Actor MLP: Sequential(
  (0): Linear(in_features=316, out_features=512, bias=True)
  (1): ELU(alpha=1.0)
  (2): Linear(in_features=512, out_features=256, bias=True)
  (3): ELU(alpha=1.0)
  (4): Linear(in_features=256, out_features=128, bias=True)
  (5): ELU(alpha=1.0)
  (6): Linear(in_features=128, out_features=39, bias=True)
)
Critic MLP: Sequential(
  (0): Linear(in_features=316, out_features=512, bias=True)
  (1): ELU(alpha=1.0)
  (2): Linear(in_features=512, out_features=256, bias=True)
  (3): ELU(alpha=1.0)
  (4): Linear(in_features=256, out_features=128, bias=True)
  (5): ELU(alpha=1.0)
  (6): Linear(in_features=128, out_features=1, bias=True)
)
Setting seed: 42

If I edit the URDF so that all mimic joints are set to fixed, it seems there is no crash.

System Info

kellyguo11 commented 1 month ago

Hello, the error you are facing generally suggests that there were NaNs propagated into the training pipeline, which could often be a result of instabilities in simulation. Tuning mimic joints can be tricky and we have observed cases where mimic joints can cause simulation stability issues.

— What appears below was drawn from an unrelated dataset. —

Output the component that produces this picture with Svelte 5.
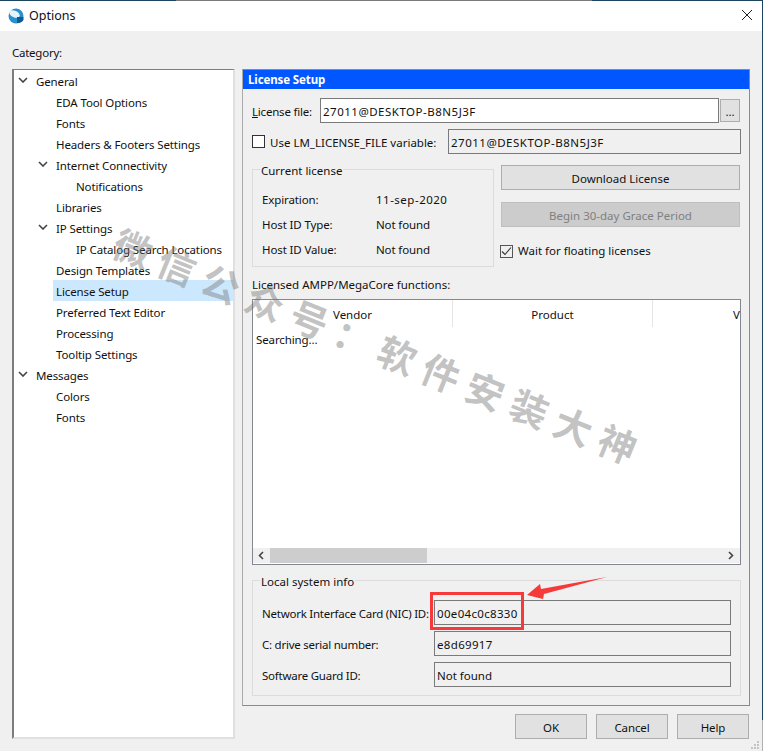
<script>
    const tree = [
        { label: 'General', level: 0, open: true },
        { label: 'EDA Tool Options', level: 1 },
        { label: 'Fonts', level: 1 },
        { label: 'Headers & Footers Settings', level: 1 },
        { label: 'Internet Connectivity', level: 1, open: true },
        { label: 'Notifications', level: 2 },
        { label: 'Libraries', level: 1 },
        { label: 'IP Settings', level: 1, open: true },
        { label: 'IP Catalog Search Locations', level: 2 },
        { label: 'Design Templates', level: 1 },
        { label: 'License Setup', level: 1, selected: true },
        { label: 'Preferred Text Editor', level: 1 },
        { label: 'Processing', level: 1 },
        { label: 'Tooltip Settings', level: 1 },
        { label: 'Messages', level: 0, open: true },
        { label: 'Colors', level: 1 },
        { label: 'Fonts', level: 1 }
    ];
    const license = [
        ['Expiration:', '11-sep-2020', true],
        ['Host ID Type:', 'Not found'],
        ['Host ID Value:', 'Not found']
    ];
    const sysinfo = [
        ['Network Interface Card (NIC) ID:', '00e04c0c8330', true],
        ['C: drive serial number:', 'e8d69917', true],
        ['Software Guard ID:', 'Not found']
    ];
</script>

<div class="window">
    <div class="topline"></div>
    <div class="titlebar">
        <svg class="appicon" width="16" height="16" viewBox="0 0 16 16">
            <circle cx="8" cy="8" r="7.5" fill="#2b8fcb" />
            <ellipse cx="6.5" cy="6" rx="5.6" ry="3.2" transform="rotate(25 6.5 6)" fill="#e4f2fa" />
            <path d="M9 9 L15.5 9 L15.5 12 Q13.5 15.5 9 15 Z" fill="#0d5c99" />
        </svg>
        <span>Options</span>
        <svg class="close" width="12" height="12" viewBox="0 0 12 12">
            <path d="M1 1 L11 11 M11 1 L1 11" stroke="#222" stroke-width="1" fill="none" />
        </svg>
    </div>

    <div class="content">
        <div class="category">Category:</div>
        <div class="columns">
            <div class="tree">
                {#each tree as item}
                    <div class="node level{item.level}" class:selected={item.selected}>
                        {#if item.open}
                            <svg class="chevron" width="10" height="6" viewBox="0 0 10 6">
                                <path d="M1 1 L5 5 L9 1" stroke="#444" stroke-width="1.6" fill="none" />
                            </svg>
                        {/if}
                        <span>{item.label}</span>
                    </div>
                {/each}
            </div>

            <div class="panel">
                <div class="panelhead">License Setup</div>
                <div class="panelbody">
                    <div class="filerow">
                        <label for="licfile"><u>L</u>icense file:</label>
                        <div class="input white num" id="licfile">27011@DESKTOP-B8N5J3F</div>
                        <div class="dots">...</div>
                    </div>
                    <div class="varrow">
                        <span class="check"></span>
                        <span class="varlabel">Use LM_LICENSE_FILE variable:</span>
                        <div class="input num">27011@DESKTOP-B8N5J3F</div>
                    </div>

                    <div class="midrow">
                        <fieldset class="current">
                            <legend>Current license</legend>
                            {#each license as row}
                                <div class="licrow"><span>{row[0]}</span><span class:num={row[2]}>{row[1]}</span></div>
                            {/each}
                        </fieldset>
                        <div class="actions">
                            <div class="btn">Download License</div>
                            <div class="btn disabled">Begin 30-day Grace Period</div>
                            <div class="wait">
                                <span class="check">
                                    <svg width="13" height="13" viewBox="0 0 13 13">
                                        <path d="M2 6.5 L5 9.5 L11 2.5" stroke="#333" stroke-width="1.1" fill="none" />
                                    </svg>
                                </span>
                                <span>Wait for floating licenses</span>
                            </div>
                        </div>
                    </div>

                    <div class="tabletitle">Licensed AMPP/MegaCore functions:</div>
                    <div class="table">
                        <div class="thead">
                            <div class="th">Vendor</div>
                            <div class="th">Product</div>
                            <div class="th last">V</div>
                        </div>
                        <div class="tbody">Searching...</div>
                        <div class="scrollbar">
                            <svg width="17" height="15" viewBox="0 0 17 15">
                                <path d="M10 4 L6.5 7.5 L10 11" stroke="#444" stroke-width="1.6" fill="none" />
                            </svg>
                            <div class="track"><div class="thumb"></div></div>
                            <svg width="18" height="15" viewBox="0 0 18 15">
                                <path d="M7 4 L10.5 7.5 L7 11" stroke="#444" stroke-width="1.6" fill="none" />
                            </svg>
                        </div>
                    </div>

                    <fieldset class="sysinfo">
                        <legend>Local system info</legend>
                        {#each sysinfo as row}
                            <div class="sysrow">
                                <span>{row[0]}</span>
                                <div class="input" class:num={row[2]}>{row[1]}</div>
                            </div>
                        {/each}
                    </fieldset>
                </div>
            </div>
        </div>

        <div class="footer">
            <div class="btn">OK</div>
            <div class="btn">Cancel</div>
            <div class="btn">Help</div>
        </div>
    </div>

    <div class="watermark">微信公众号：软件安装大神</div>
    <div class="redbox"></div>
    <svg class="arrow" width="84" height="26" viewBox="0 0 84 26">
        <path d="M1 19 L14 8 L15 13 L81 1 L18 18 L17 23 Z" fill="#f63a3a" />
    </svg>
    <svg class="grip" width="10" height="10" viewBox="0 0 10 10">
        <path d="M7 1h2v2h-2z M4 4h2v2h-2z M7 4h2v2h-2z M1 7h2v2h-2z M4 7h2v2h-2z M7 7h2v2h-2z" fill="#c4c4c4" />
    </svg>
    <div class="edge"></div>
</div>

<style>
    :global(body) {
        margin: 0;
        background: #f0f0f0;
    }
    .window {
        position: relative;
        box-sizing: border-box;
        width: 763px;
        height: 751px;
        overflow: hidden;
        background: #f0f0f0;
        color: #111;
        font-family: "Noto Sans", "Open Sans", sans-serif;
        font-size: 11.5px;
        letter-spacing: -0.12px;
        line-height: 16px;
    }
    .topline {
        height: 1px;
        background: linear-gradient(to right, #1c4660 176px, #7a7a7a 176px, #7a7a7a 592px, #1c4660 592px);
    }
    .titlebar {
        height: 30px;
        background: #fff;
        display: flex;
        align-items: center;
        padding: 0 10px 0 8px;
        font-size: 12.5px;
        letter-spacing: 0;
    }
    .titlebar span {
        margin-left: 5px;
        flex: 1;
    }
    .close {
        margin-top: -2px;
    }
    .content {
        padding: 14px 0 0 12px;
    }
    .category {
        height: 24px;
        letter-spacing: -0.25px;
    }
    .columns {
        display: flex;
        gap: 7px;
    }
    .tree {
        flex: none;
        box-sizing: border-box;
        width: 223px;
        height: 670px;
        background: #fff;
        border: 2px solid #7d7d7d;
        border-top-width: 1px;
        border-right: 2px solid #e0e0e0;
        border-bottom: 2px solid #e0e0e0;
    }
    .node {
        position: relative;
        height: 21px;
        line-height: 23px;
        white-space: nowrap;
    }
    .level0 { padding-left: 22px; }
    .level1 { padding-left: 42px; }
    .level2 { padding-left: 62px; }
    .selected {
        background: #cce8ff;
        margin-left: 39px;
        padding-left: 3px;
    }
    .chevron {
        position: absolute;
        top: 7px;
        margin-left: -18px;
    }
    .panel {
        flex: none;
        box-sizing: border-box;
        width: 508px;
        height: 637px;
        border: 1px solid #8a8a8a;
        border-left: 1px solid #aaa;
    }
    .panelhead {
        height: 19px;
        line-height: 20px;
        background: #0057ff;
        color: #fff;
        font-weight: 700;
        padding-left: 5px;
    }
    .panelbody {
        padding: 9px 8px 0 9px;
        letter-spacing: 0;
    }
    .num {
        letter-spacing: 0.5px;
    }
    .input {
        box-sizing: border-box;
        height: 25px;
        line-height: 25px;
        border: 1px solid #7a7a7a;
        padding-left: 2px;
        flex: 1;
        white-space: nowrap;
    }
    .input.num {
        letter-spacing: 0.5px;
    }
    .white {
        background: #fff;
    }
    .filerow {
        display: flex;
        align-items: center;
    }
    .filerow label {
        width: 68px;
        padding-top: 2px;
        letter-spacing: -0.2px;
    }
    .dots {
        box-sizing: border-box;
        width: 20px;
        height: 23px;
        margin: 0 1px;
        background: #e1e1e1;
        border: 1px solid #adadad;
        text-align: center;
        line-height: 24px;
    }
    .varrow {
        display: flex;
        align-items: center;
        margin-top: 6px;
    }
    .check {
        box-sizing: border-box;
        width: 13px;
        height: 13px;
        background: #fff;
        border: 1px solid #333;
        display: inline-flex;
        flex: none;
    }
    .check svg {
        margin: -1px;
    }
    .varlabel {
        width: 178px;
        margin-left: 5px;
        padding-top: 2px;
    }
    .midrow {
        display: flex;
        gap: 7px;
        margin-top: 11px;
    }
    fieldset {
        box-sizing: border-box;
        margin: 0;
        min-width: 0;
        border: 1px solid #dcdcdc;
    }
    legend {
        padding: 4px 1px 0;
        margin-left: -2px;
    }
    .current {
        width: 242px;
        height: 107px;
        padding: 0 9px;
        margin-top: -5px;
    }
    .current legend {
        padding-top: 3px;
    }
    .licrow {
        display: flex;
        height: 25px;
        line-height: 25px;
        letter-spacing: -0.12px;
    }
    .licrow:first-of-type {
        margin-top: 8px;
    }
    .licrow span:first-child {
        width: 114px;
    }
    .licrow .num {
        letter-spacing: 0.5px;
    }
    .actions {
        width: 239px;
    }
    .btn {
        box-sizing: border-box;
        height: 25px;
        line-height: 26px;
        text-align: center;
        background: #e1e1e1;
        border: 1px solid #adadad;
    }
    .disabled {
        margin-top: 12px;
        background: #cccccc;
        border-color: #bfbfbf;
        color: #808080;
    }
    .wait {
        display: flex;
        align-items: center;
        gap: 5px;
        margin: 16px 0 0 -1px;
    }
    .wait .check {
        background: #f0f0f0;
        border-color: #555;
    }
    .tabletitle {
        margin-top: 10px;
        height: 22px;
    }
    .table {
        box-sizing: border-box;
        height: 266px;
        width: 489px;
        background: #fff;
        border: 1px solid #828790;
        display: flex;
        flex-direction: column;
        overflow: hidden;
    }
    .thead {
        display: flex;
        height: 27px;
        flex: none;
    }
    .th {
        flex: none;
        width: 200px;
        height: 27px;
        line-height: 30px;
        text-align: center;
        border-right: 1px solid #e5e5e5;
        box-sizing: border-box;
    }
    .th.last {
        width: 88px;
        padding-left: 80px;
        text-align: left;
        border-right: none;
    }
    .tbody {
        flex: 1;
        padding: 5px 3px;
        letter-spacing: -0.12px;
    }
    .scrollbar {
        flex: none;
        height: 15px;
        margin-bottom: 1px;
        background: #f0f0f0;
        display: flex;
    }
    .track {
        flex: 1;
    }
    .thumb {
        width: 157px;
        height: 15px;
        background: #cdcdcd;
    }
    .sysinfo {
        width: 489px;
        height: 126px;
        margin-top: 5px;
        padding: 0 9px;
    }
    .sysrow {
        display: flex;
        align-items: center;
        margin-bottom: 6px;
    }
    .sysrow:first-of-type {
        margin-top: 10px;
    }
    .sysrow span {
        width: 172px;
        white-space: nowrap;
        padding-top: 3px;
        letter-spacing: -0.24px;
    }
    .sysrow .input.num {
        letter-spacing: 0.33px;
    }
    .footer {
        display: flex;
        justify-content: flex-end;
        gap: 9px;
        margin-top: -25px;
        padding-right: 14px;
    }
    .footer .btn {
        width: 72px;
    }
    .watermark {
        position: absolute;
        left: 95px;
        top: 328px;
        font-family: "Noto Sans CJK SC", sans-serif;
        font-weight: 700;
        font-size: 38px;
        line-height: 38px;
        letter-spacing: 9.5px;
        white-space: nowrap;
        color: rgba(120, 120, 120, 0.45);
        transform: rotate(22deg);
        pointer-events: none;
    }
    .redbox {
        position: absolute;
        left: 430px;
        top: 592px;
        width: 94px;
        height: 38px;
        box-sizing: border-box;
        border: 3px solid #f63a3a;
    }
    .arrow {
        position: absolute;
        left: 526px;
        top: 576px;
    }
    .grip {
        position: absolute;
        right: 3px;
        bottom: 1px;
    }
    .edge {
        position: absolute;
        top: 0;
        right: 0;
        width: 1px;
        height: 751px;
        background: linear-gradient(to bottom, #1c4660 720px, #b0b0b0 720px);
    }
</style>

We are working on improving the simulation stability for mimic joints for the next release. In the meantime, it could often be helpful to check for NaNs in the observation terms before passing them to the policy and replacing NaNs with some reasonable value. Sometimes clamping the actions to make sure they are not in an extreme range can also help improve simulation stability.